▶ WHAT TO WORK ON:
Make an exact copy of the data below, leaving out every picture.
* * *
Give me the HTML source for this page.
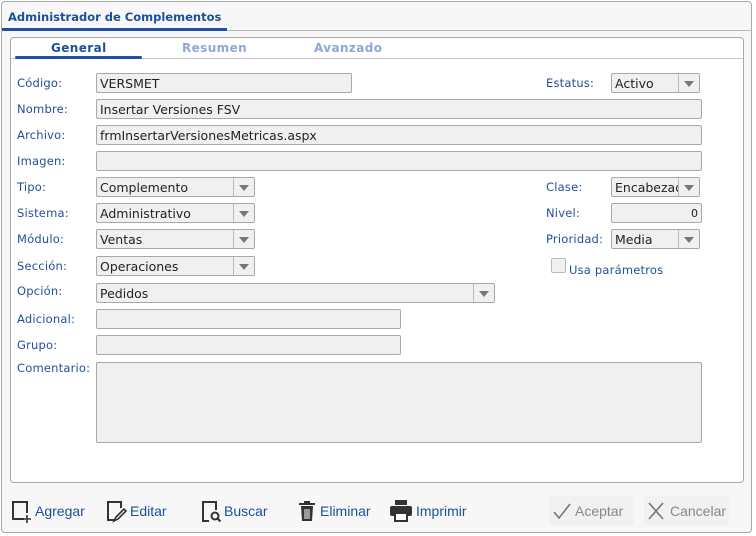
<!DOCTYPE html><html><head><style>
*{box-sizing:border-box}
body{margin:0;width:756px;height:536px;background:#fff;font-family:"DejaVu Sans",Verdana,sans-serif;position:relative;overflow:hidden}
.a{position:absolute}
.outer{left:1px;top:1px;width:751px;height:532px;border:1px solid #a8a8a8;border-radius:4px;background:#f7f7f7}
.inner{left:10px;top:37px;width:734px;height:446px;border:1px solid #a8a8a8;border-radius:4px;background:#fff}
.lbl{font-size:11.5px;color:#1f4f9c;left:17px;letter-spacing:.2px}
.in{border:1px solid #a9a9a9;border-radius:2px;background:#f0f0f0;height:20px;font-size:12.5px;color:#222;padding:1px 0 0 3px;line-height:17px;white-space:nowrap;overflow:hidden}
.sel::after{content:"";position:absolute;right:0;top:0;width:20px;height:18px;border-left:1px solid #bbb;background:#f0f0f0}
.sel::before{content:"";position:absolute;right:5px;top:7px;border-left:5px solid transparent;border-right:5px solid transparent;border-top:6px solid #777;z-index:2}
.tab{font-size:12px;font-weight:bold;top:41px;letter-spacing:.4px}
.btn{font-family:"Liberation Sans",Arial,sans-serif;font-size:14px;color:#1d4f9a;top:503px}
</style></head><body>
<div class="a outer"></div>
<div class="a" style="left:8px;top:10px;font-size:11.5px;font-weight:bold;color:#1d4f9a">Administrador de Complementos</div>
<div class="a" style="left:1px;top:30px;width:751px;height:1px;background:#bbb"></div>
<div class="a" style="left:2px;top:28px;width:225px;height:3px;background:#1f4fa0"></div>
<div class="a inner"></div>
<div class="a" style="left:11px;top:58px;width:732px;height:1px;background:#c8c8c8"></div>
<div class="a" style="left:15px;top:56px;width:127px;height:3px;background:#1f4fa0;border-radius:2px"></div>
<div class="a tab" style="left:51px;color:#1d4f9a">General</div>
<div class="a tab" style="left:182px;color:#8ea8d6">Resumen</div>
<div class="a tab" style="left:314px;color:#8ea8d6">Avanzado</div>

<div class="a lbl" style="top:76px">Código:</div>
<div class="a lbl" style="top:102px">Nombre:</div>
<div class="a lbl" style="top:128px">Archivo:</div>
<div class="a lbl" style="top:154px">Imagen:</div>
<div class="a lbl" style="top:180px">Tipo:</div>
<div class="a lbl" style="top:206px">Sistema:</div>
<div class="a lbl" style="top:232px">Módulo:</div>
<div class="a lbl" style="top:259px">Sección:</div>
<div class="a lbl" style="top:284px">Opción:</div>
<div class="a lbl" style="top:312px">Adicional:</div>
<div class="a lbl" style="top:338px">Grupo:</div>
<div class="a lbl" style="top:361px">Comentario:</div>
<div class="a lbl" style="left:546px;top:76px">Estatus:</div>
<div class="a lbl" style="left:546px;top:180px">Clase:</div>
<div class="a lbl" style="left:546px;top:206px">Nivel:</div>
<div class="a lbl" style="left:546px;top:232px">Prioridad:</div>

<div class="a in" style="left:96px;top:73px;width:256px">VERSMET</div>
<div class="a in" style="left:96px;top:99px;width:606px">Insertar Versiones FSV</div>
<div class="a in" style="left:96px;top:125px;width:606px">frmInsertarVersionesMetricas.aspx</div>
<div class="a in" style="left:96px;top:151px;width:606px"></div>
<div class="a in sel" style="left:96px;top:177px;width:159px">Complemento</div>
<div class="a in sel" style="left:96px;top:203px;width:159px">Administrativo</div>
<div class="a in sel" style="left:96px;top:229px;width:159px">Ventas</div>
<div class="a in sel" style="left:96px;top:256px;width:159px">Operaciones</div>
<div class="a in sel" style="left:96px;top:283px;width:399px">Pedidos</div>
<div class="a in" style="left:96px;top:309px;width:305px"></div>
<div class="a in" style="left:96px;top:335px;width:305px"></div>
<div class="a in" style="left:96px;top:362px;width:606px;height:81px"></div>
<div class="a in sel" style="left:611px;top:73px;width:89px">Activo</div>
<div class="a in sel" style="left:611px;top:177px;width:89px">Encabezado</div>
<div class="a in" style="left:611px;top:203px;width:91px;text-align:right;padding-right:3px;font-size:11px">0</div>
<div class="a in sel" style="left:611px;top:229px;width:89px">Media</div>
<div class="a" style="left:551px;top:258px;width:15px;height:15px;border:1px solid #bbb;background:#f0f0f0;border-radius:2px"></div>
<div class="a lbl" style="left:569px;top:263px">Usa parámetros</div>

<svg class="a" style="left:11px;top:500px" width="20" height="24" viewBox="0 0 20 24" fill="none" stroke="#333" stroke-width="2"><path d="M13 19H2V2h14v11"/><path d="M16 15v8M12 19h8" stroke-width="1.6"/></svg>
<div class="a btn" style="left:35px">Agregar</div>
<svg class="a" style="left:106px;top:500px" width="22" height="24" viewBox="0 0 22 24" fill="none" stroke="#333" stroke-width="2"><path d="M9 20H2V2h13v6"/><path d="M8 21l2-4 8-8 2 2-8 8z" stroke-width="1.6"/></svg>
<div class="a btn" style="left:130px">Editar</div>
<svg class="a" style="left:201px;top:500px" width="22" height="24" viewBox="0 0 22 24" fill="none" stroke="#333" stroke-width="2"><path d="M8 21H2V2h13v8"/><circle cx="14" cy="16" r="3.5"/><path d="M16.5 18.5l3 3"/></svg>
<div class="a btn" style="left:224px">Buscar</div>
<svg class="a" style="left:297px;top:500px" width="20" height="24" viewBox="0 0 20 24"><rect x="2" y="3" width="16" height="2" fill="#333"/><rect x="7" y="1" width="6" height="3" fill="#333"/><path d="M4 6h12l-1 15H5z" fill="#333"/><path d="M8 9v10M10 9v10M12 9v10" stroke="#fff" stroke-width="1"/></svg>
<div class="a btn" style="left:320px">Eliminar</div>
<svg class="a" style="left:390px;top:500px" width="22" height="22" viewBox="0 0 22 22"><rect x="5" y="0" width="12" height="5" fill="#333"/><rect x="0" y="6" width="22" height="10" rx="2" fill="#333"/><rect x="5" y="13" width="12" height="8" fill="#fff" stroke="#333" stroke-width="2"/></svg>
<div class="a btn" style="left:416px">Imprimir</div>
<div class="a" style="left:549px;top:496px;width:85px;height:29px;background:#f1f1f1;border-radius:2px"></div>
<div class="a" style="left:644px;top:496px;width:85px;height:29px;background:#f1f1f1;border-radius:2px"></div>
<svg class="a" style="left:553px;top:502px" width="18" height="18" viewBox="0 0 18 18" fill="none" stroke="#777" stroke-width="1.6"><path d="M1 10l5 6L17 2"/></svg>
<div class="a btn" style="left:575px;color:#888">Aceptar</div>
<svg class="a" style="left:648px;top:502px" width="16" height="18" viewBox="0 0 16 18" fill="none" stroke="#777" stroke-width="1.6"><path d="M1 1l14 16M15 1L1 17"/></svg>
<div class="a btn" style="left:670px;color:#888">Cancelar</div>
</body></html>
* * *
▶ RESPONSE:
Give me the HTML source for this page.
<!DOCTYPE html><html><head><style>
*{box-sizing:border-box}
body{margin:0;width:756px;height:536px;background:#fff;font-family:"DejaVu Sans",Verdana,sans-serif;position:relative;overflow:hidden}
.a{position:absolute}
.outer{left:1px;top:1px;width:751px;height:532px;border:1px solid #a8a8a8;border-radius:4px;background:#f7f7f7}
.inner{left:10px;top:37px;width:734px;height:446px;border:1px solid #a8a8a8;border-radius:4px;background:#fff}
.lbl{font-size:11.5px;color:#1f4f9c;left:17px;letter-spacing:.2px}
.in{border:1px solid #a9a9a9;border-radius:2px;background:#f0f0f0;height:20px;font-size:12.5px;color:#222;padding:1px 0 0 3px;line-height:17px;white-space:nowrap;overflow:hidden}
.sel::after{content:"";position:absolute;right:0;top:0;width:20px;height:18px;border-left:1px solid #bbb;background:#f0f0f0}
.sel::before{content:"";position:absolute;right:5px;top:7px;border-left:5px solid transparent;border-right:5px solid transparent;border-top:6px solid #777;z-index:2}
.tab{font-size:12px;font-weight:bold;top:41px;letter-spacing:.4px}
.btn{font-family:"Liberation Sans",Arial,sans-serif;font-size:14px;color:#1d4f9a;top:503px}
</style></head><body>
<div class="a outer"></div>
<div class="a" style="left:8px;top:10px;font-size:11.5px;font-weight:bold;color:#1d4f9a">Administrador de Complementos</div>
<div class="a" style="left:1px;top:30px;width:751px;height:1px;background:#bbb"></div>
<div class="a" style="left:2px;top:28px;width:225px;height:3px;background:#1f4fa0"></div>
<div class="a inner"></div>
<div class="a" style="left:11px;top:58px;width:732px;height:1px;background:#c8c8c8"></div>
<div class="a" style="left:15px;top:56px;width:127px;height:3px;background:#1f4fa0;border-radius:2px"></div>
<div class="a tab" style="left:51px;color:#1d4f9a">General</div>
<div class="a tab" style="left:182px;color:#8ea8d6">Resumen</div>
<div class="a tab" style="left:314px;color:#8ea8d6">Avanzado</div>

<div class="a lbl" style="top:76px">Código:</div>
<div class="a lbl" style="top:102px">Nombre:</div>
<div class="a lbl" style="top:128px">Archivo:</div>
<div class="a lbl" style="top:154px">Imagen:</div>
<div class="a lbl" style="top:180px">Tipo:</div>
<div class="a lbl" style="top:206px">Sistema:</div>
<div class="a lbl" style="top:232px">Módulo:</div>
<div class="a lbl" style="top:259px">Sección:</div>
<div class="a lbl" style="top:284px">Opción:</div>
<div class="a lbl" style="top:312px">Adicional:</div>
<div class="a lbl" style="top:338px">Grupo:</div>
<div class="a lbl" style="top:361px">Comentario:</div>
<div class="a lbl" style="left:546px;top:76px">Estatus:</div>
<div class="a lbl" style="left:546px;top:180px">Clase:</div>
<div class="a lbl" style="left:546px;top:206px">Nivel:</div>
<div class="a lbl" style="left:546px;top:232px">Prioridad:</div>

<div class="a in" style="left:96px;top:73px;width:256px">VERSMET</div>
<div class="a in" style="left:96px;top:99px;width:606px">Insertar Versiones FSV</div>
<div class="a in" style="left:96px;top:125px;width:606px">frmInsertarVersionesMetricas.aspx</div>
<div class="a in" style="left:96px;top:151px;width:606px"></div>
<div class="a in sel" style="left:96px;top:177px;width:159px">Complemento</div>
<div class="a in sel" style="left:96px;top:203px;width:159px">Administrativo</div>
<div class="a in sel" style="left:96px;top:229px;width:159px">Ventas</div>
<div class="a in sel" style="left:96px;top:256px;width:159px">Operaciones</div>
<div class="a in sel" style="left:96px;top:283px;width:399px">Pedidos</div>
<div class="a in" style="left:96px;top:309px;width:305px"></div>
<div class="a in" style="left:96px;top:335px;width:305px"></div>
<div class="a in" style="left:96px;top:362px;width:606px;height:81px"></div>
<div class="a in sel" style="left:611px;top:73px;width:89px">Activo</div>
<div class="a in sel" style="left:611px;top:177px;width:89px">Encabezado</div>
<div class="a in" style="left:611px;top:203px;width:91px;text-align:right;padding-right:3px;font-size:11px">0</div>
<div class="a in sel" style="left:611px;top:229px;width:89px">Media</div>
<div class="a" style="left:551px;top:258px;width:15px;height:15px;border:1px solid #bbb;background:#f0f0f0;border-radius:2px"></div>
<div class="a lbl" style="left:569px;top:263px">Usa parámetros</div>

<svg class="a" style="left:11px;top:500px" width="20" height="24" viewBox="0 0 20 24" fill="none" stroke="#333" stroke-width="2"><path d="M13 19H2V2h14v11"/><path d="M16 15v8M12 19h8" stroke-width="1.6"/></svg>
<div class="a btn" style="left:35px">Agregar</div>
<svg class="a" style="left:106px;top:500px" width="22" height="24" viewBox="0 0 22 24" fill="none" stroke="#333" stroke-width="2"><path d="M9 20H2V2h13v6"/><path d="M8 21l2-4 8-8 2 2-8 8z" stroke-width="1.6"/></svg>
<div class="a btn" style="left:130px">Editar</div>
<svg class="a" style="left:201px;top:500px" width="22" height="24" viewBox="0 0 22 24" fill="none" stroke="#333" stroke-width="2"><path d="M8 21H2V2h13v8"/><circle cx="14" cy="16" r="3.5"/><path d="M16.5 18.5l3 3"/></svg>
<div class="a btn" style="left:224px">Buscar</div>
<svg class="a" style="left:297px;top:500px" width="20" height="24" viewBox="0 0 20 24"><rect x="2" y="3" width="16" height="2" fill="#333"/><rect x="7" y="1" width="6" height="3" fill="#333"/><path d="M4 6h12l-1 15H5z" fill="#333"/><path d="M8 9v10M10 9v10M12 9v10" stroke="#fff" stroke-width="1"/></svg>
<div class="a btn" style="left:320px">Eliminar</div>
<svg class="a" style="left:390px;top:500px" width="22" height="22" viewBox="0 0 22 22"><rect x="5" y="0" width="12" height="5" fill="#333"/><rect x="0" y="6" width="22" height="10" rx="2" fill="#333"/><rect x="5" y="13" width="12" height="8" fill="#fff" stroke="#333" stroke-width="2"/></svg>
<div class="a btn" style="left:416px">Imprimir</div>
<div class="a" style="left:549px;top:496px;width:85px;height:29px;background:#f1f1f1;border-radius:2px"></div>
<div class="a" style="left:644px;top:496px;width:85px;height:29px;background:#f1f1f1;border-radius:2px"></div>
<svg class="a" style="left:553px;top:502px" width="18" height="18" viewBox="0 0 18 18" fill="none" stroke="#777" stroke-width="1.6"><path d="M1 10l5 6L17 2"/></svg>
<div class="a btn" style="left:575px;color:#888">Aceptar</div>
<svg class="a" style="left:648px;top:502px" width="16" height="18" viewBox="0 0 16 18" fill="none" stroke="#777" stroke-width="1.6"><path d="M1 1l14 16M15 1L1 17"/></svg>
<div class="a btn" style="left:670px;color:#888">Cancelar</div>
</body></html>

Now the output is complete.